昔、とても大きな家にマリーという女の子が住んでいました。この家のすみには、ネズミの女の子が住んでいました。ある晩、マリーは夕飯のあとかたづけをしていて、フォークを落としました。ちょうど同じとき、ネズミの女の子も夕飯のあとかたづけをしていて、スプーンを落としました。マリーは、フォークを拾おうとしてネズミの女の子に気づき、ネズミの女の子はスプーンを拾おうとしてマリーに気づきました。

こうして内緒のお友だちになった二人は、毎晩フォークとスプーンを落として挨拶をかわします。大きくなった二人はそれぞれ家をでて、ひとり立ちするのですが、娘の代になってまたつきあいがはじまります。
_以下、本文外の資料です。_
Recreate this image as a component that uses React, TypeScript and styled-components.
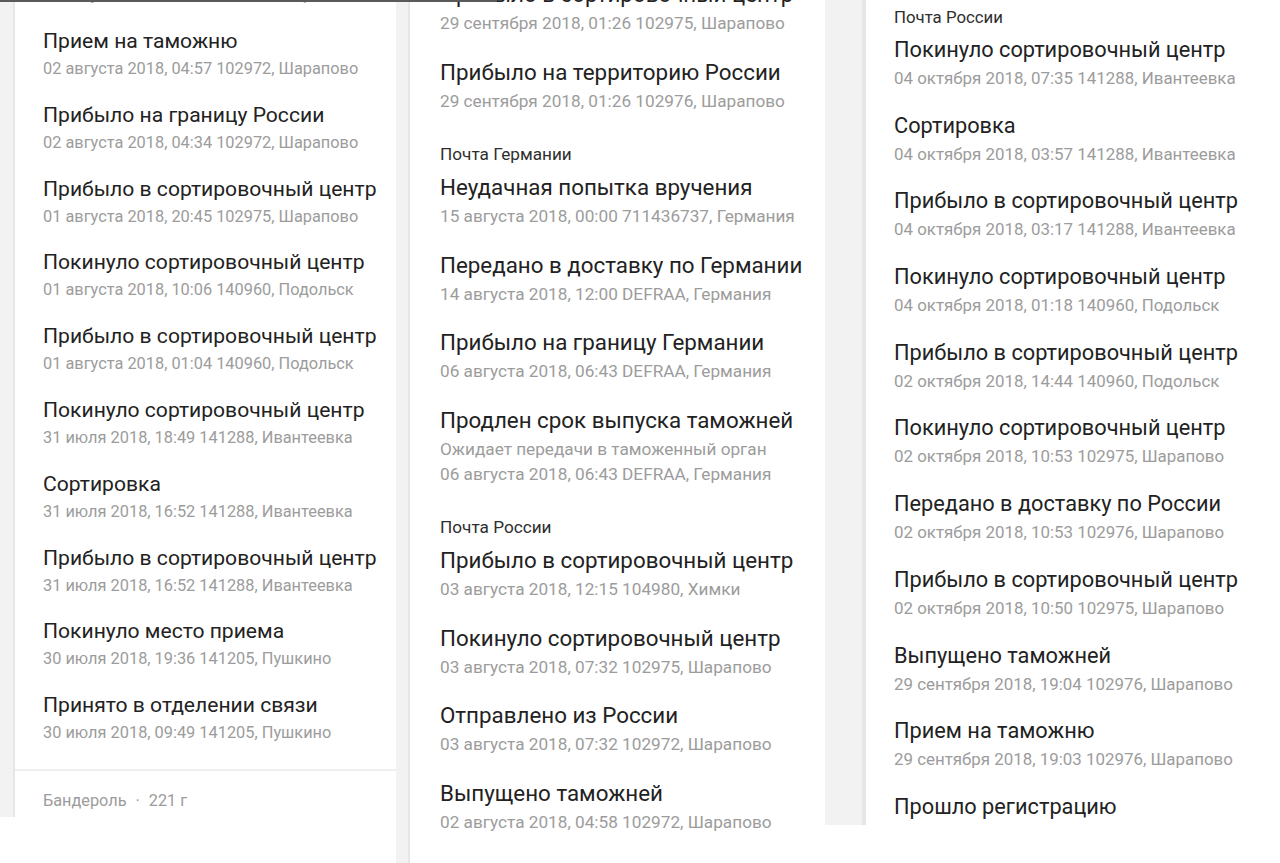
import React from "react";
import styled, { createGlobalStyle } from "styled-components";

const Global = createGlobalStyle`
  html, body { margin: 0; padding: 0; background: #ffffff; }
  body { font-family: Roboto, "Noto Sans", Arial, sans-serif; }
  * { box-sizing: border-box; }
`;

type Entry =
  | { kind: "header"; text: string }
  | { kind: "item"; title: string; lines: string[] };

type Metrics = {
  titleSize: number;
  titleLh: number;
  dateSize: number;
  dateLh: number;
  itemGap: number;
  headerSize: number;
  headerTop: number;
  headerBottom: number;
};

const Page = styled.div`
  position: relative;
  width: 1280px;
  height: 863px;
  overflow: hidden;
  display: flex;
  align-items: flex-start;
  background: #ffffff;
`;

const TopEdge = styled.div`
  position: absolute;
  left: 0;
  top: 0;
  width: 497px;
  height: 2px;
  background: #5a5a5a;
`;

const Shot = styled.div<{ $w: number; $h: number; $gutter: number }>`
  flex: none;
  width: ${(p) => p.$w}px;
  height: ${(p) => p.$h}px;
  padding-left: ${(p) => p.$gutter}px;
  background: #f2f2f2;
  display: flex;
  overflow: hidden;
`;

const Card = styled.div<{ $edge: number; $pad: number }>`
  flex: 1;
  min-width: 0;
  background: #ffffff;
  border-left: ${(p) => p.$edge}px solid #e6e6e6;
  padding-left: ${(p) => p.$pad}px;
  overflow: hidden;
`;

const Scroll = styled.div<{ $offset: number }>`
  display: flex;
  flex-direction: column;
  margin-top: ${(p) => p.$offset}px;
`;

const Item = styled.div<{ $m: Metrics }>`
  display: flex;
  flex-direction: column;
  margin-bottom: ${(p) => p.$m.itemGap}px;
  flex: none;
`;

const Title = styled.div<{ $m: Metrics }>`
  font-size: ${(p) => p.$m.titleSize}px;
  line-height: ${(p) => p.$m.titleLh}px;
  color: #222222;
  white-space: nowrap;
`;

const Meta = styled.div<{ $m: Metrics }>`
  font-size: ${(p) => p.$m.dateSize}px;
  line-height: ${(p) => p.$m.dateLh}px;
  color: #9c9c9c;
  white-space: nowrap;
`;

const Carrier = styled.div<{ $m: Metrics }>`
  font-size: ${(p) => p.$m.headerSize}px;
  line-height: 22px;
  color: #2e2e2e;
  margin-top: ${(p) => p.$m.headerTop}px;
  margin-bottom: ${(p) => p.$m.headerBottom}px;
  white-space: nowrap;
  flex: none;
`;

const Divider = styled.div`
  flex: none;
  height: 2px;
  background: #efefef;
  margin-left: -28px;
  margin-top: 5px;
`;

const Footer = styled.div`
  flex: none;
  font-size: 16.3px;
  line-height: 20px;
  color: #9c9c9c;
  padding-top: 20px;
  white-space: nowrap;
`;

const Dot = styled.span`
  margin: 0 9px;
`;

const List: React.FC<{ entries: Entry[]; m: Metrics }> = ({ entries, m }) => (
  <>
    {entries.map((e, i) =>
      e.kind === "header" ? (
        <Carrier key={i} $m={m}>
          {e.text}
        </Carrier>
      ) : (
        <Item key={i} $m={m}>
          <Title $m={m}>{e.title}</Title>
          {e.lines.map((l, j) => (
            <Meta key={j} $m={m}>
              {l}
            </Meta>
          ))}
        </Item>
      )
    )}
  </>
);

const it = (title: string, ...lines: string[]): Entry => ({ kind: "item", title, lines });
const hd = (text: string): Entry => ({ kind: "header", text });

const m1: Metrics = {
  titleSize: 21.1,
  titleLh: 30,
  dateSize: 16.35,
  dateLh: 26,
  itemGap: 17.8,
  headerSize: 16,
  headerTop: 10,
  headerBottom: 5,
};

const m2: Metrics = {
  titleSize: 22.35,
  titleLh: 34,
  dateSize: 17.2,
  dateLh: 25,
  itemGap: 18.7,
  headerSize: 17.2,
  headerTop: 10.3,
  headerBottom: 5,
};

const m3: Metrics = {
  titleSize: 21.75,
  titleLh: 32,
  dateSize: 16.9,
  dateLh: 25,
  itemGap: 18.7,
  headerSize: 16.8,
  headerTop: 0,
  headerBottom: 6,
};

const col1: Entry[] = [
  it("Выпущено таможней", "02 августа 2018, 04:58 102972, Шарапово"),
  it("Прием на таможню", "02 августа 2018, 04:57 102972, Шарапово"),
  it("Прибыло на границу России", "02 августа 2018, 04:34 102972, Шарапово"),
  it("Прибыло в сортировочный центр", "01 августа 2018, 20:45 102975, Шарапово"),
  it("Покинуло сортировочный центр", "01 августа 2018, 10:06 140960, Подольск"),
  it("Прибыло в сортировочный центр", "01 августа 2018, 01:04 140960, Подольск"),
  it("Покинуло сортировочный центр", "31 июля 2018, 18:49 141288, Ивантеевка"),
  it("Сортировка", "31 июля 2018, 16:52 141288, Ивантеевка"),
  it("Прибыло в сортировочный центр", "31 июля 2018, 16:52 141288, Ивантеевка"),
  it("Покинуло место приема", "30 июля 2018, 19:36 141205, Пушкино"),
  it("Принято в отделении связи", "30 июля 2018, 09:49 141205, Пушкино"),
];

const col2: Entry[] = [
  it("Прибыло в сортировочный центр", "29 сентября 2018, 01:26 102975, Шарапово"),
  it("Прибыло на территорию России", "29 сентября 2018, 01:26 102976, Шарапово"),
  hd("Почта Германии"),
  it("Неудачная попытка вручения", "15 августа 2018, 00:00 711436737, Германия"),
  it("Передано в доставку по Германии", "14 августа 2018, 12:00 DEFRAA, Германия"),
  it("Прибыло на границу Германии", "06 августа 2018, 06:43 DEFRAA, Германия"),
  it(
    "Продлен срок выпуска таможней",
    "Ожидает передачи в таможенный орган",
    "06 августа 2018, 06:43 DEFRAA, Германия"
  ),
  hd("Почта России"),
  it("Прибыло в сортировочный центр", "03 августа 2018, 12:15 104980, Химки"),
  it("Покинуло сортировочный центр", "03 августа 2018, 07:32 102975, Шарапово"),
  it("Отправлено из России", "03 августа 2018, 07:32 102972, Шарапово"),
  it("Выпущено таможней", "02 августа 2018, 04:58 102972, Шарапово"),
  it("Прием на таможню", "02 августа 2018, 04:57 102972, Шарапово"),
];

const col3: Entry[] = [
  hd("Почта России"),
  it("Покинуло сортировочный центр", "04 октября 2018, 07:35 141288, Ивантеевка"),
  it("Сортировка", "04 октября 2018, 03:57 141288, Ивантеевка"),
  it("Прибыло в сортировочный центр", "04 октября 2018, 03:17 141288, Ивантеевка"),
  it("Покинуло сортировочный центр", "04 октября 2018, 01:18 140960, Подольск"),
  it("Прибыло в сортировочный центр", "02 октября 2018, 14:44 140960, Подольск"),
  it("Покинуло сортировочный центр", "02 октября 2018, 10:53 102975, Шарапово"),
  it("Передано в доставку по России", "02 октября 2018, 10:53 102976, Шарапово"),
  it("Прибыло в сортировочный центр", "02 октября 2018, 10:50 102975, Шарапово"),
  it("Выпущено таможней", "29 сентября 2018, 19:04 102976, Шарапово"),
  it("Прием на таможню", "29 сентября 2018, 19:03 102976, Шарапово"),
  it("Прошло регистрацию", "29 сентября 2018, 19:02 102976, Шарапово"),
];

export default function App() {
  return (
    <Page>
      <Global />
      <Shot $w={396} $h={817} $gutter={13}>
        <Card $edge={2} $pad={28}>
          <Scroll $offset={-47.8}>
            <List entries={col1} m={m1} />
            <Divider />
            <Footer>
              Бандероль<Dot>·</Dot>221 г
            </Footer>
          </Scroll>
        </Card>
      </Shot>
      <Shot $w={429} $h={863} $gutter={12}>
        <Card $edge={2} $pad={30}>
          <Scroll $offset={-22.7}>
            <List entries={col2} m={m2} />
          </Scroll>
        </Card>
      </Shot>
      <Shot $w={455} $h={825} $gutter={37}>
        <Card $edge={4} $pad={28}>
          <Scroll $offset={6}>
            <List entries={col3} m={m3} />
          </Scroll>
        </Card>
      </Shot>
      <TopEdge />
    </Page>
  );
}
母娘二代に渡る、女の子とネズミの交流をえがいた可愛らしい絵本です。細部までよく考えられた絵は、見応え充分。ひとり暮らしをはじめた女の子とネズミの部屋に、たがいの絵が貼ってあるところなど、見ていてうれしくなります。文章もきびきびして、何度も楽しめる絵本になっています。小学校低学年向き。

2010年10月4日月曜日

ロバのおうじ












「ロバのおうじ」(M.ジーン・クレイグ/再話 バーバラ・クーニー/絵 もきかずこ/訳 ほるぷ出版 1979)

昔、広くて平和な国を治めている王様とお妃さまがいました。王様はなによりも自分の財産が好きで、ひまさえあれば金蔵にこもって、銀ののべ棒や金貨やルビーや真珠を数えてすごしました。お妃さまはなによりもきれいなお召しものが好きで、ひまさえあれば鏡のまえでドレスを着替えてすごしました。ふたりには子どもがいなかったのですが、ある日旅人から、どんな願いもたちどころかなえてくれる魔法使いの話を聞きました。そこで、王様とお妃さまは馬に乗り、大きな森の洞穴に住む魔法使いを訪ねました。

さて、王様とお妃さまの話を聞いた魔法使いは、代金として金貨のつまった袋を3つ要求します。ところが、王様は支払いにまがいものの金貨を混ぜ、それに気づいた魔法使いは、お妃さまにロバそっくりの子どもが生まれるよう呪文をかけます。

グリム童話の「ロバのおうじ」を元にした絵本です。王子は立派に成長しますが、ロバの姿のため、だれにも愛されることがありません。そこで、王子はリュートをひとつたずさえて旅にでます。絵は、おそらくパステルと水彩でえがかれたもの。クーニーはここでも素晴らしい仕事をしています。透明感があり、親しみやすく、簡潔ながらよく空間を表現し、物語を語って過不足のない、大変美しい絵がみられます。小学校低学年向き。

2010年10月1日金曜日

鳥少年マイケル

「鳥少年マイケル」(トミー・デ・パオラ/作 ゆあさふみえ/訳 ほるぷ出版 1983)

鳥少年のマイケルは静かな田舎に暮らしていました。マイケルは毎日目をさますと、顔を洗い、鳥のかたちの服を着て、朝ごはんを食べ、一日の仕事をして暮らしていました。毎日、空の様子は変わり、季節はめぐり、木の葉の色は変わっていきました。

ところが、ある日どこからか黒い雲が流れてきて、空一面に広がり、花はしおれ、夜がきても月も星もみえなくなってしまいました。そこで、マイケルは荷物をまとめると、この黒い雲がどこからくるのか突きとめにでかけました。

町にたどり着いたマイケルは、〈空とぶクツ〉印の特製はちみつシロップ工場から黒い煙がでているのをみつけます。工場のもち主、ボス・レディに話をすると、ボス・レディはこたえます。「お砂糖をあのでっかい炉で溶かすときに、黒い煙がでちゃうのね」。そこで、マイケルはボス・レディに本物のはちみつをつくることをすすめます。

自然の大切さを説いた絵本です。こういう話はうるさくなりがちですが、この絵本はそうなっていません。ボス・レディの素直さのおかげです。小学校中学年向き。